The problem with the rationale that position limits, in general, to prevent price distortions caused by excessive speculation is that there is a dearth of empirically rigorous evidence to support the view that speculation causes undue price movements in the energy markets. To the contrary, the CFTC's own economists found in 2008 that oil prices rose inversely to swap dealer and index fund activity in energy derivatives; i.e., that speculation actually was beneficial, and the CFTC's own Energy and Environmental Markets Advisory Committee in 2016 found that such position limits as a regulatory tool for energy markets amounted to "a solution to a nonexistent problem." Indeed, given the rapid and persistent decline in oil and natural gas, it would seem that these markets could use a little more speculation today. See, e.g., Brad Schaffer, "Where Have All the Oil 'Speculators' Gone?" The Wall Street Journal, Jan. 26, 2016.
Commissioner Quintenz addressed this lack of evidence. He stated:
"I am aware that there is significant skepticism in the marketplace and among academics as to whether position limits are an appropriate tool to guard against extraordinary price movements caused by extraordinarily large position size."

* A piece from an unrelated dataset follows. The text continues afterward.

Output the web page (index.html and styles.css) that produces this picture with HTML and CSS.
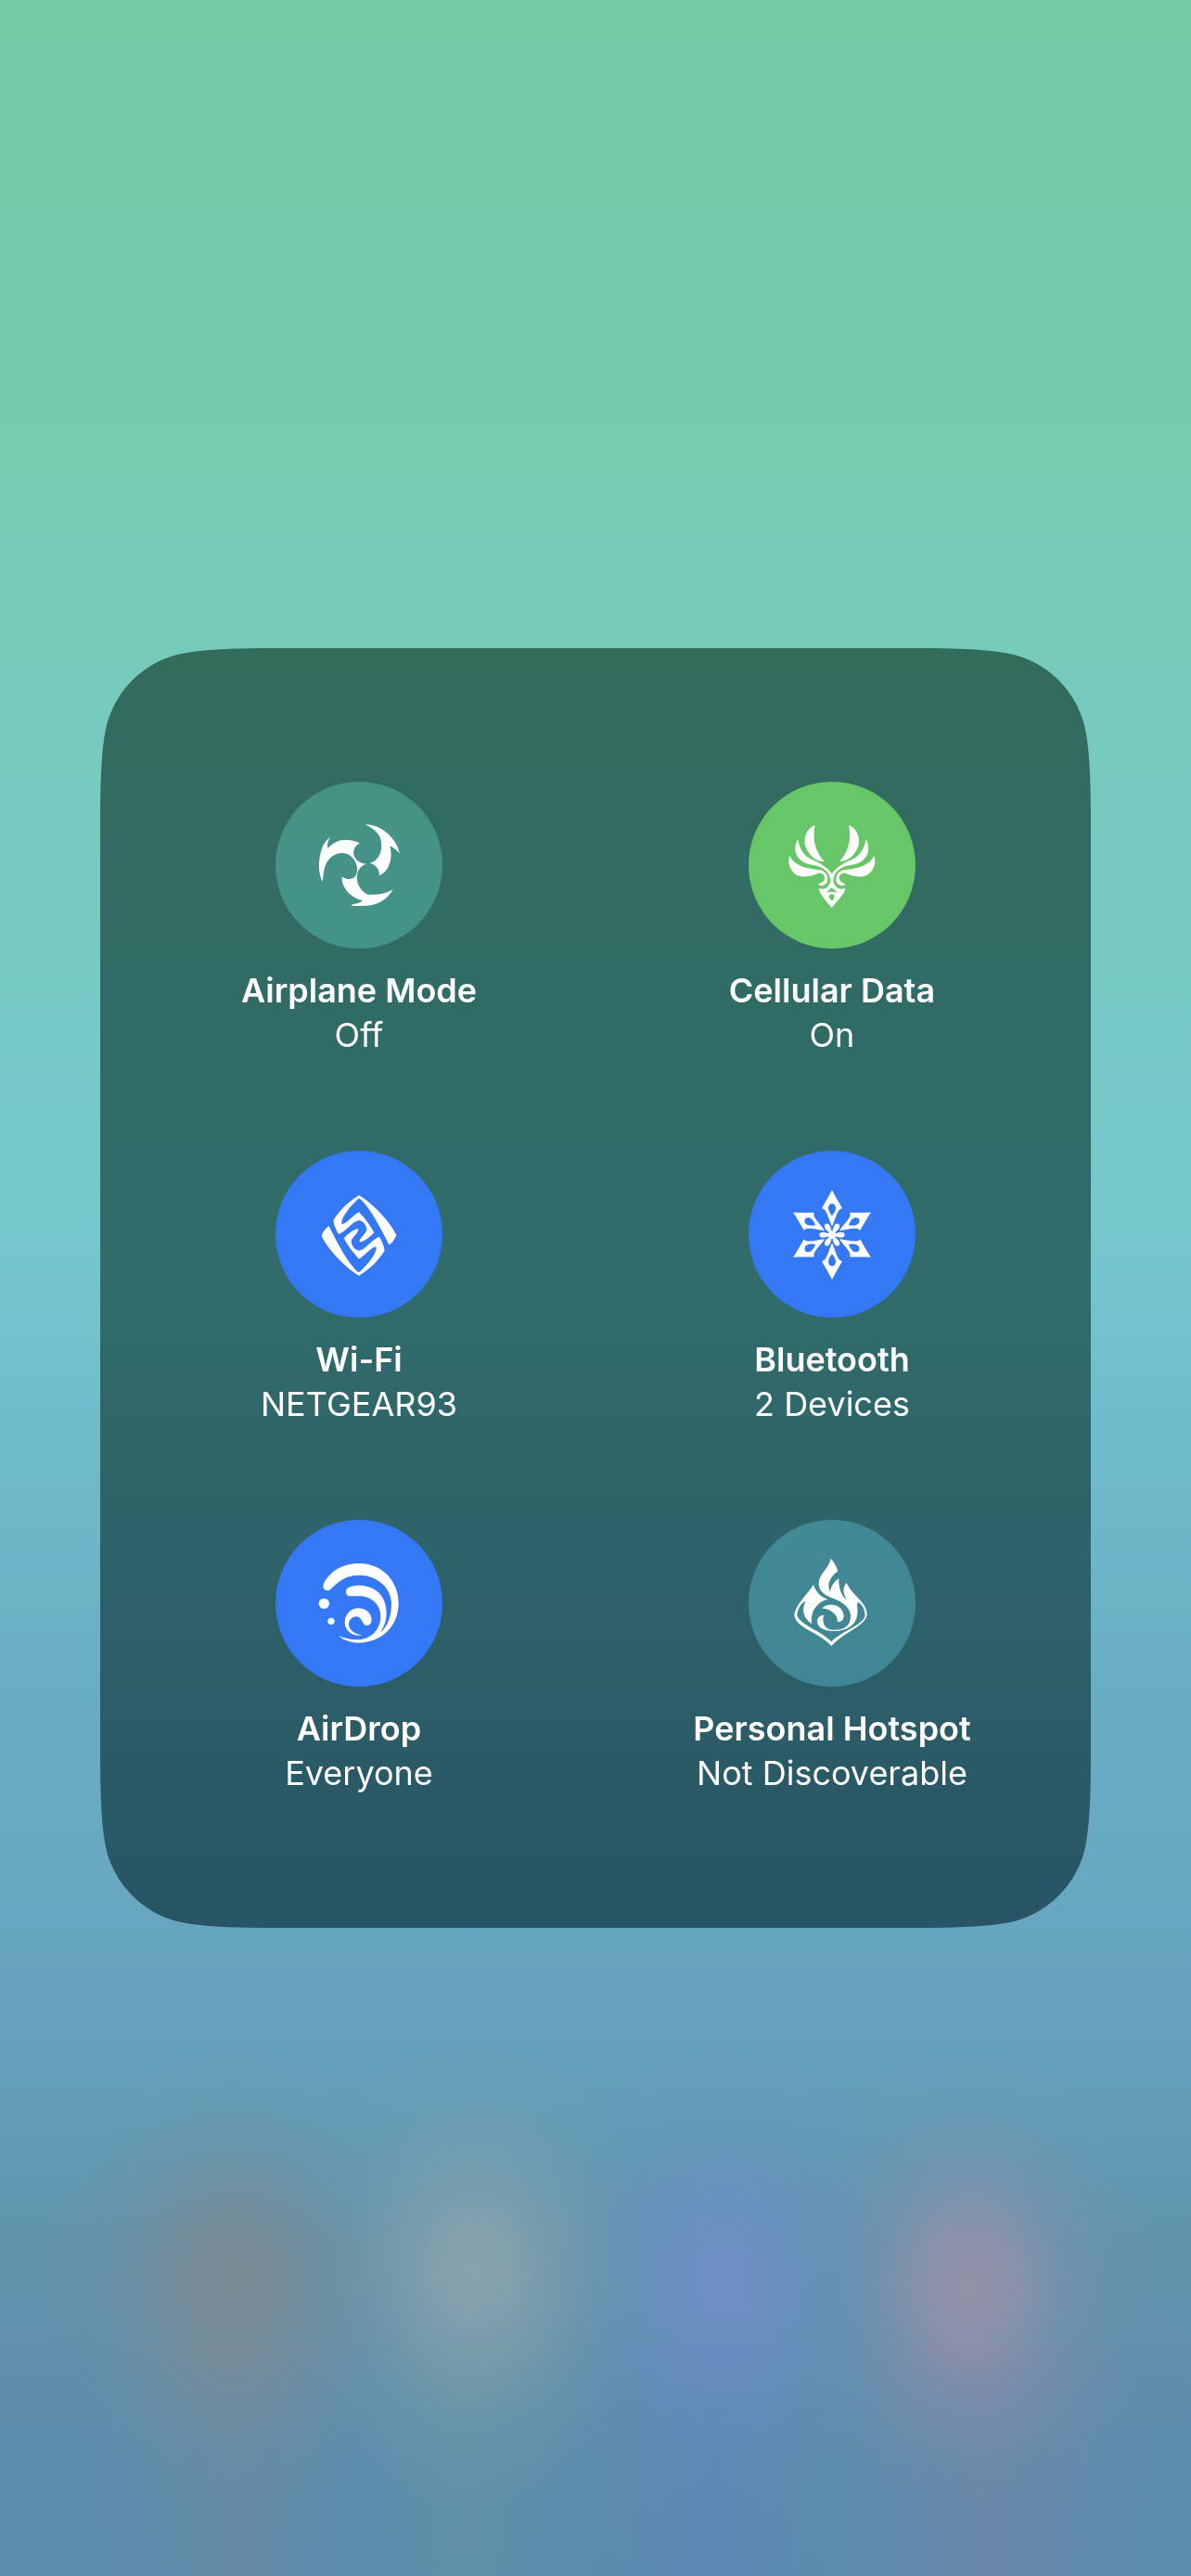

And the studies reviewed by the CFTC in connection with the 2013 proposal
"demonstrate lack of consensus in the [academic studies] as to the effectiveness of position limits."
On this latter point, it's too bad that Mr. Quintenz didn't take a closer look. In fact, the CFTC economists did not actually evaluate the substance of the issue in 2013; they merely counted the number of studies for and against, and concluded that there was no consensus. In other words, they engaged in no serious qualitative assessment. The prior position limit proposal, in effect, rested on the conclusion that a quantitative tie argued in favor of regulation.
Mr. Quintenz could have made the case that there really is no compelling academic consensus favoring position limits to limit speculation; and that the CFTC's own economics branch analysis of speculation in the energy markets in 2008 concluded that speculation did not adversely affect prices when energy prices spiked but, in fact, were beneficial.